• Task brief: Find the word "this" in the material below and gather every line that contains it.

• Entries provided:
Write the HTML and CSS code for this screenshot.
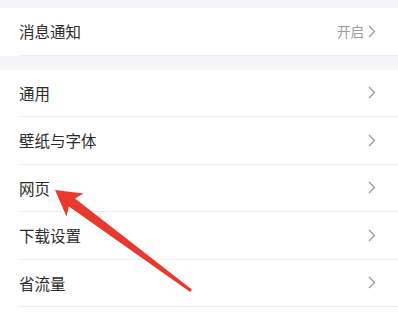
FILE: index.html
```html
<!DOCTYPE html>
<html lang="zh-CN">
<head>
    <meta charset="UTF-8">
    <meta name="viewport" content="width=device-width, initial-scale=1.0">
    <title>设置</title>
    <link rel="stylesheet" href="styles.css">
</head>
<body>
    <div class="page">
        <div class="group group-top">
            <div class="row">
                <span class="label">消息通知</span>
                <span class="right"><span class="value">开启</span><svg class="chevron" viewBox="0 0 8 13"><path d="M1 1 L6.5 6.5 L1 12"/></svg></span>
            </div>
        </div>
        <div class="group group-main">
            <div class="row">
                <span class="label">通用</span>
                <span class="right"><svg class="chevron" viewBox="0 0 8 13"><path d="M1 1 L6.5 6.5 L1 12"/></svg></span>
            </div>
            <div class="row">
                <span class="label">壁纸与字体</span>
                <span class="right"><svg class="chevron" viewBox="0 0 8 13"><path d="M1 1 L6.5 6.5 L1 12"/></svg></span>
            </div>
            <div class="row">
                <span class="label">网页</span>
                <span class="right"><svg class="chevron" viewBox="0 0 8 13"><path d="M1 1 L6.5 6.5 L1 12"/></svg></span>
            </div>
            <div class="row">
                <span class="label">下载设置</span>
                <span class="right"><svg class="chevron" viewBox="0 0 8 13"><path d="M1 1 L6.5 6.5 L1 12"/></svg></span>
            </div>
            <div class="row">
                <span class="label">省流量</span>
                <span class="right"><svg class="chevron" viewBox="0 0 8 13"><path d="M1 1 L6.5 6.5 L1 12"/></svg></span>
            </div>
        </div>

        <!-- red pointer arrow drawn over the list -->
        <svg class="pointer" viewBox="0 0 398 314">
            <polygon points="55,190 83.5,193.5 75,198.5 190.9,288.8 189.1,291.2 68.9,206.5 66.5,216.5"/>
            <circle cx="190" cy="290" r="1.6"/>
        </svg>
    </div>
</body>
</html>
```

FILE: styles.css
```css
body {
    margin: 0;
    background-color: #f4f5f9;
    font-family: "Noto Sans CJK SC", "Noto Sans", sans-serif;
}
.page {
    position: relative;
    height: 314px;
    overflow: hidden;
    display: flex;
    flex-direction: column;
}
.group {
    background-color: white;
    margin-top: 14px;
}
.group-top {
    margin-top: 8px;
}
.group-main {
    flex: 1;
}
.row {
    height: 46.5px;
    margin-left: 19px;
    padding-right: 22px;
    border-bottom: 1px solid #ececec;
    display: flex;
    align-items: center;
    justify-content: space-between;
}
.label {
    font-size: 15.5px;
    color: #2b2b2b;
}
.right {
    display: flex;
    align-items: center;
}
.value {
    font-size: 13.5px;
    color: #999;
    margin-right: 4px;
}
.chevron {
    width: 8px;
    height: 13px;
    fill: none;
    stroke: #9a9a9a;
    stroke-width: 1.3;
}
.pointer {
    position: absolute;
    top: 0;
    left: 0;
    width: 398px;
    height: 314px;
    fill: #e8392e;
}
```
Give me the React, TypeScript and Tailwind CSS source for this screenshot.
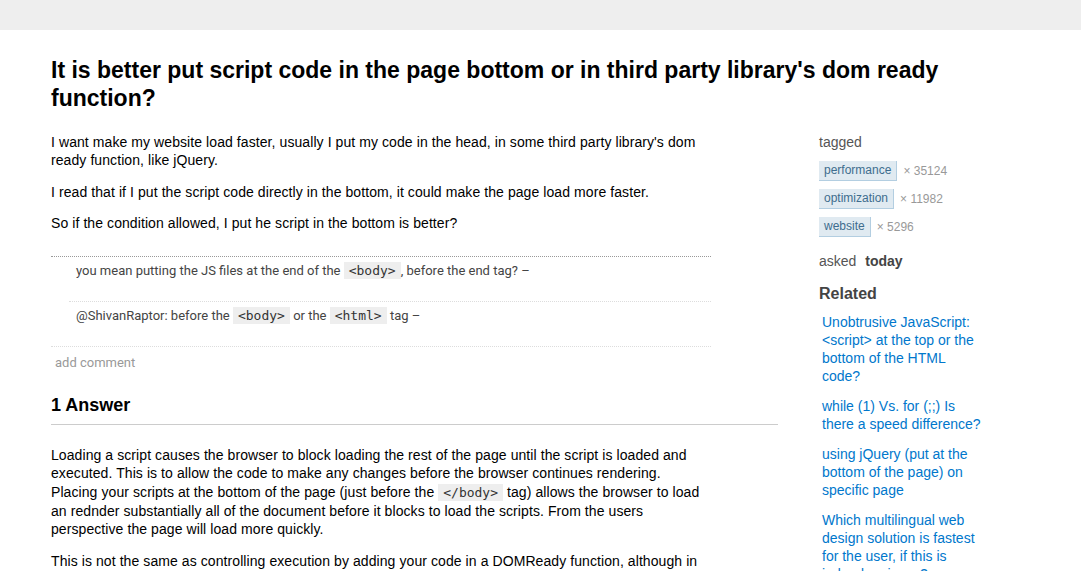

• Result of the exercise:
Write the HTML and CSS code for this screenshot.
Give me the React, TypeScript and Tailwind CSS source for this screenshot.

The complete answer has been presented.